◆ Data records ◆
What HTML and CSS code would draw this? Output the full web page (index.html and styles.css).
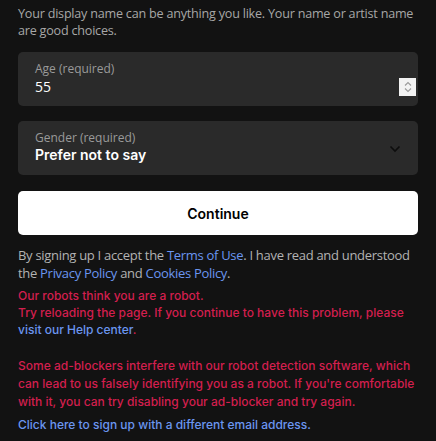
FILE: index.html
```html
<!DOCTYPE html>
<html>
<head>
<meta charset="utf-8">
<link rel="stylesheet" href="styles.css">
</head>
<body>
<div class="page">
  <p class="intro">Your display name can be anything you like. Your name or artist name are good choices.</p>
  <div class="field">
    <div class="label">Age (required)</div>
    <div class="value-row">
      <span class="value">55</span>
      <span class="spinner">
        <svg width="10" height="14" viewBox="0 0 10 14"><path d="M2 5.5 L5 2.5 L8 5.5" fill="none" stroke="#9a9a9a" stroke-width="1.1"/><path d="M2 8.5 L5 11.5 L8 8.5" fill="none" stroke="#9a9a9a" stroke-width="1.1"/></svg>
      </span>
    </div>
  </div>
  <div class="field select">
    <div class="select-text">
      <div class="label tight">Gender (required)</div>
      <div class="value strong">Prefer not to say</div>
    </div>
    <svg class="chevron" width="12" height="8" viewBox="0 0 12 8"><path d="M1.5 1.5 L6 6 L10.5 1.5" fill="none" stroke="#0d0d0d" stroke-width="1.6"/></svg>
  </div>
  <button class="continue">Continue</button>
  <p class="terms">By signing up I accept the <a href="#">Terms of Use</a>. I have read and understood the <a href="#">Privacy Policy</a> and <a href="#">Cookies Policy</a>.</p>
  <div class="error">
    <p>Our robots think you are a robot.<br>Try reloading the page. If you continue to have this problem, please <a href="#">visit our Help center</a>.</p>
    <p class="adblock">Some ad-blockers interfere with our robot detection software, which can lead to us falsely identifying you as a robot. If you're comfortable with it, you can try disabling your ad-blocker and try again.</p>
  </div>
  <a class="different" href="#">Click here to sign up with a different email address.</a>
</div>
</body>
</html>
```
FILE: styles.css
```css
html, body {
  margin: 0;
  padding: 0;
  background: #121212;
}
.page {
  padding: 5px 18px 0 18px;
  display: flex;
  flex-direction: column;
}
.intro {
  margin: 0 0 13px 0;
  font-family: "Open Sans", sans-serif;
  font-size: 12.6px;
  line-height: 17px;
  letter-spacing: -0.22px;
  color: #a7a7a7;
}
.field {
  background: #2a2a2a;
  border-radius: 5px;
  height: 54px;
  box-sizing: border-box;
  padding: 9px 17px 0 17px;
}
.label {
  font-family: "Open Sans", sans-serif;
  font-size: 12px;
  line-height: 16px;
  color: #9a9a9a;
}
.label.tight {
  line-height: 14px;
}
.value-row {
  display: flex;
  align-items: center;
  justify-content: space-between;
  margin-right: -15px;
}
.value {
  font-family: "Open Sans", sans-serif;
  font-size: 14px;
  line-height: 20px;
  color: #ffffff;
}
.spinner {
  width: 17px;
  height: 18px;
  background: #f2f2f2;
  display: flex;
  align-items: center;
  justify-content: center;
}
.select {
  margin-top: 15px;
  display: flex;
  align-items: center;
  justify-content: space-between;
  padding-top: 10px;
}
.select-text {
  align-self: flex-start;
}
.strong {
  font-family: "Inter", sans-serif;
  font-weight: 600;
  font-size: 14px;
  line-height: 20px;
}
.chevron {
  margin-top: -8px;
}
.continue {
  margin-top: 16px;
  height: 44px;
  border: none;
  border-radius: 5px;
  background: #ffffff;
  color: #000000;
  font-family: "Inter", sans-serif;
  font-weight: 600;
  font-size: 14px;
  cursor: pointer;
}
.terms {
  margin: 11px 0 0 0;
  font-family: "Open Sans", sans-serif;
  font-size: 13px;
  line-height: 18px;
  letter-spacing: -0.3px;
  color: #b3b3b3;
}
a {
  color: #6b96f0;
  text-decoration: none;
}
.error {
  margin-top: 5px;
  font-family: "Inter", sans-serif;
  font-weight: 500;
  font-size: 12px;
  line-height: 17px;
  color: #d31f4e;
}
.error p {
  margin: 0;
}
.error .adblock {
  margin-top: 19px;
  line-height: 18px;
}
.different {
  margin-top: 5px;
  font-family: "Inter", sans-serif;
  font-weight: 500;
  font-size: 12px;
  line-height: 18px;
}
```
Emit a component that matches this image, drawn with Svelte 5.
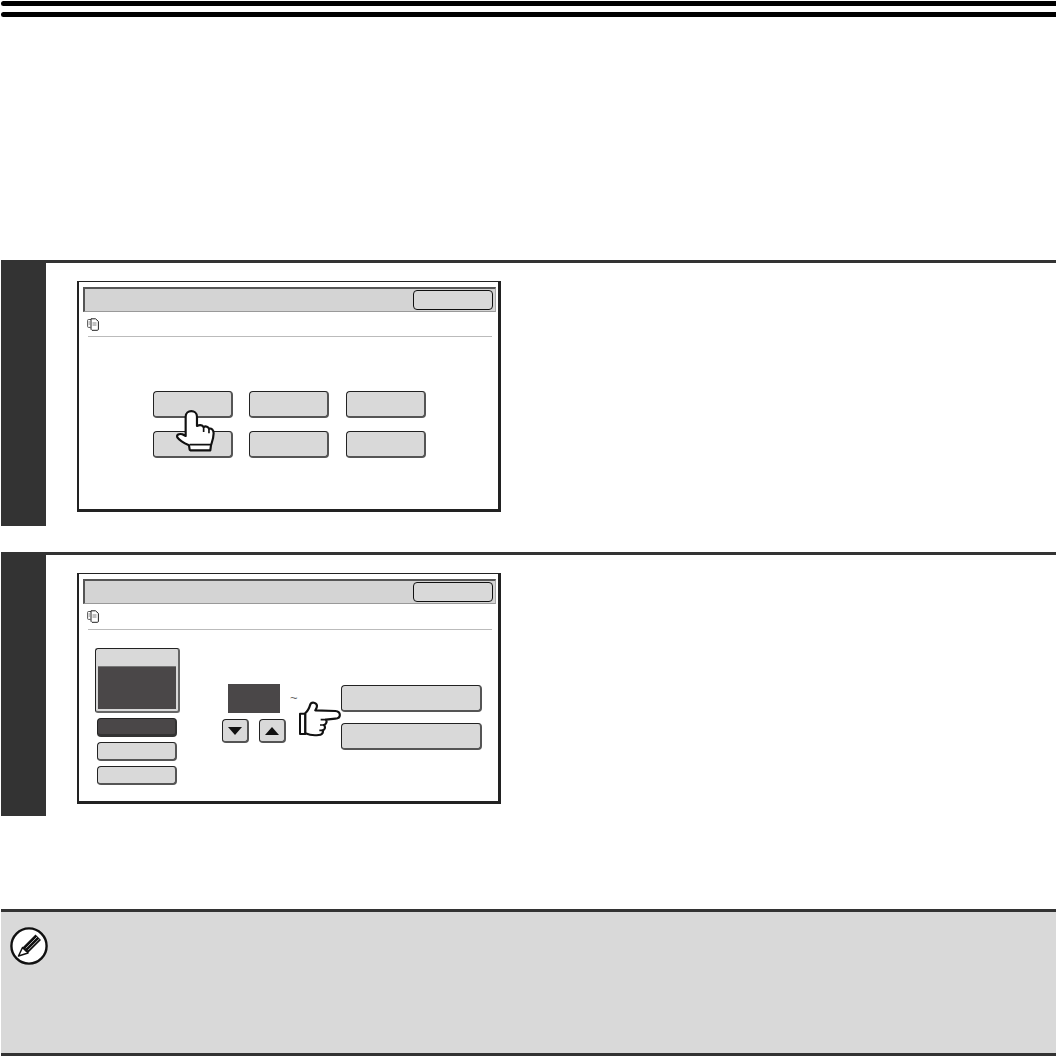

◆ Your objective ◆
Find every line in the records that contains the word "this"; copy those lines.

◆ Completed task ◆
What HTML and CSS code would draw this? Output the full web page (index.html and styles.css).
    <p>Our robots think you are a robot.<br>Try reloading the page. If you continue to have this problem, please <a href="#">visit our Help center</a>.</p>
Emit a component that matches this image, drawn with Svelte 5.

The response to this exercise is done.